EXERCISE DATA:
::::::::

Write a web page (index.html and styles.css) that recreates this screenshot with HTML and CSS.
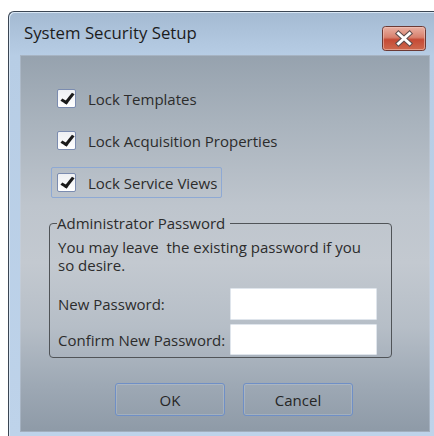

::::::::

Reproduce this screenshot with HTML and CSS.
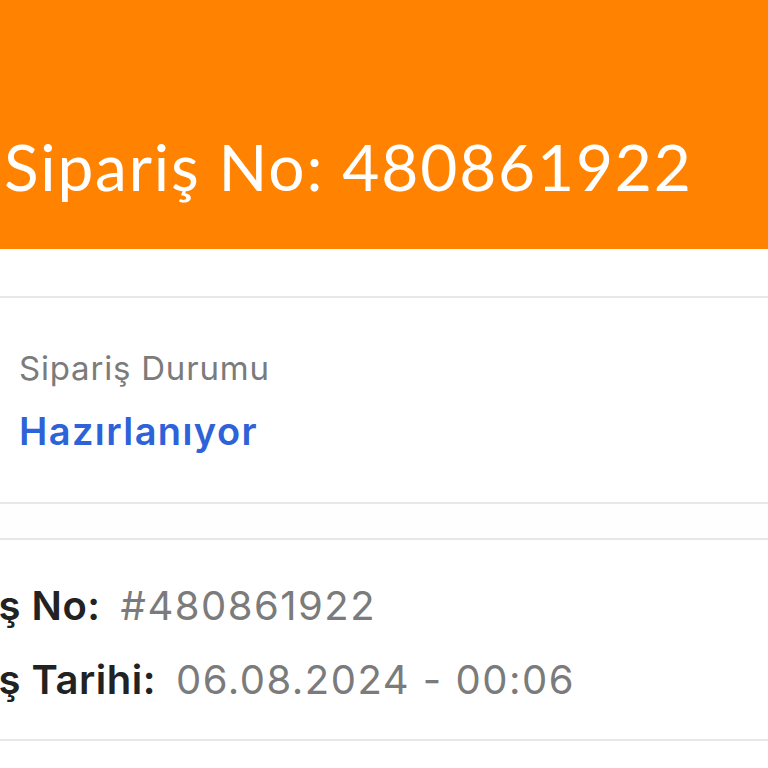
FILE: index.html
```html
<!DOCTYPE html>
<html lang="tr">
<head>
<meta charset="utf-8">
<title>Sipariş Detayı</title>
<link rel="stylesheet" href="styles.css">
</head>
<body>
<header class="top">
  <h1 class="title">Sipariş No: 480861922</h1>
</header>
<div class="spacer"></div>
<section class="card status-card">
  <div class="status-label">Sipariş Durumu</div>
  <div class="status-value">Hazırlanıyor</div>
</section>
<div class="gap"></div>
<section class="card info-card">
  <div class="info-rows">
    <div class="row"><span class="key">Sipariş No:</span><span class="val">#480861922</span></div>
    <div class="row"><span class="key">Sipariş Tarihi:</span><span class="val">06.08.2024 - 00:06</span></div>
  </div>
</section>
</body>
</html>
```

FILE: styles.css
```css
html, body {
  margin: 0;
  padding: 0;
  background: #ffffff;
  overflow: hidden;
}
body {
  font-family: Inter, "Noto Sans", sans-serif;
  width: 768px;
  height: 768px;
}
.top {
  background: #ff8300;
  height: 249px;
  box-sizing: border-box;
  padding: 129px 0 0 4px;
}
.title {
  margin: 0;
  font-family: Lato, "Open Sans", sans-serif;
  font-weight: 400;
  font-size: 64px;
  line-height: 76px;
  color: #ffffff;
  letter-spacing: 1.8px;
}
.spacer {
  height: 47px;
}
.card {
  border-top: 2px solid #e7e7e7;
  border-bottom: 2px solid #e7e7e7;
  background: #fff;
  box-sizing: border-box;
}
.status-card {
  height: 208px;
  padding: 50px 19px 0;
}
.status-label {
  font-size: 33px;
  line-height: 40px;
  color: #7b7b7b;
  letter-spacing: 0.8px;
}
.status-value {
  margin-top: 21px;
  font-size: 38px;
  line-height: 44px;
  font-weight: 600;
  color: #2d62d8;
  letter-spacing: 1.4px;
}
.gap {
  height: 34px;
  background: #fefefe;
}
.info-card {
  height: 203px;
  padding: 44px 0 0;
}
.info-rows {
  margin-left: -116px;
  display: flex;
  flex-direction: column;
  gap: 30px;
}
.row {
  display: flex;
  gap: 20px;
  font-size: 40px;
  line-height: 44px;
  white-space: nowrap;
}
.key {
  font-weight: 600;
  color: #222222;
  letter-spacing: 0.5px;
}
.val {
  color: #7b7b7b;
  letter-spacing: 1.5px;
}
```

::::::::

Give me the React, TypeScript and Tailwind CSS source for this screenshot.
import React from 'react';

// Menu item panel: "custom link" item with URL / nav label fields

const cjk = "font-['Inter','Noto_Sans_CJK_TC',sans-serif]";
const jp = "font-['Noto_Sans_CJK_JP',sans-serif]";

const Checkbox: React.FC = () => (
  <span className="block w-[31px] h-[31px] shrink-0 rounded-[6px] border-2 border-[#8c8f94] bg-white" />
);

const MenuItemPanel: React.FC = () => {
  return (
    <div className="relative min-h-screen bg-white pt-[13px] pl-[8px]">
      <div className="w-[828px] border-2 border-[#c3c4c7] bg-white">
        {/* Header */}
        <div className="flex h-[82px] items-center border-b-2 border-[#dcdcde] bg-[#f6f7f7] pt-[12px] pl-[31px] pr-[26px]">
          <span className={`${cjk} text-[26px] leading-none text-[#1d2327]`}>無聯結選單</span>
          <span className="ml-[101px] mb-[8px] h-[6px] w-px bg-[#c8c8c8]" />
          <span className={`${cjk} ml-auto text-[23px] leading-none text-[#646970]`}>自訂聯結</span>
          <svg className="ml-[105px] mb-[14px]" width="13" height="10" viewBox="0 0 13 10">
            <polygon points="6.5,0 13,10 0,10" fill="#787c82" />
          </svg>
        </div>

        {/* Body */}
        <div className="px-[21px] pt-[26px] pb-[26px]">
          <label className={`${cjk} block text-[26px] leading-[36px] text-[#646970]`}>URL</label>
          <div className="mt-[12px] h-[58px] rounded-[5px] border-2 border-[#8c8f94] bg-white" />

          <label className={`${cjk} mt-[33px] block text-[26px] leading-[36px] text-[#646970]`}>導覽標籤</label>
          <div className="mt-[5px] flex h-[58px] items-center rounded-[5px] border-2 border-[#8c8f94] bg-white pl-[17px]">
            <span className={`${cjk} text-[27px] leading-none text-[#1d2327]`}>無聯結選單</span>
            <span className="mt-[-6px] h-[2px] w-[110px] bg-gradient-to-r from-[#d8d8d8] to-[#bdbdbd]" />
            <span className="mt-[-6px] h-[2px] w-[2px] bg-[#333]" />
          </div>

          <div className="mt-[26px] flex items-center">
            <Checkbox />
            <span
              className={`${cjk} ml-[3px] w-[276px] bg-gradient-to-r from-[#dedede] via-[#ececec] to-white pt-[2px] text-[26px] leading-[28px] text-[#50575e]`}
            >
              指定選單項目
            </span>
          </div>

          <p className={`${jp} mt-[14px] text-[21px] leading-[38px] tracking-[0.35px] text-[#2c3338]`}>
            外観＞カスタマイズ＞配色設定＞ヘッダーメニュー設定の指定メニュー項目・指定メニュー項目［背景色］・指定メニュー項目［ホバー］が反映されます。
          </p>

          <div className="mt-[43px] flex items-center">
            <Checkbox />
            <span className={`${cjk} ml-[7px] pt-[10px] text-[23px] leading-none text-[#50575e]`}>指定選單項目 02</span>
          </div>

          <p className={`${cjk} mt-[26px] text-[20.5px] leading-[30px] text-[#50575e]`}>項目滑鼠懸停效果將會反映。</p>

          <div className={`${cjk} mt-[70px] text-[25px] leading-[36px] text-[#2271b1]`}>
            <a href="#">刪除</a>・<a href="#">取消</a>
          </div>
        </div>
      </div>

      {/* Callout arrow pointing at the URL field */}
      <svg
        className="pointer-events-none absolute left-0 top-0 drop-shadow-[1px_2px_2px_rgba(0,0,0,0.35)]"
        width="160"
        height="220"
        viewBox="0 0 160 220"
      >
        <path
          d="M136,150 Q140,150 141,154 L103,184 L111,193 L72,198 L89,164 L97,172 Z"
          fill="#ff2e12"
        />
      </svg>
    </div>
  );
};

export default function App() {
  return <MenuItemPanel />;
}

::::::::

PROBLEM:
Identify each line of the material where the word "this" shows up, and copy it.

ANSWER TO THE TASK:
Write a web page (index.html and styles.css) that recreates this screenshot with HTML and CSS.
Reproduce this screenshot with HTML and CSS.
Give me the React, TypeScript and Tailwind CSS source for this screenshot.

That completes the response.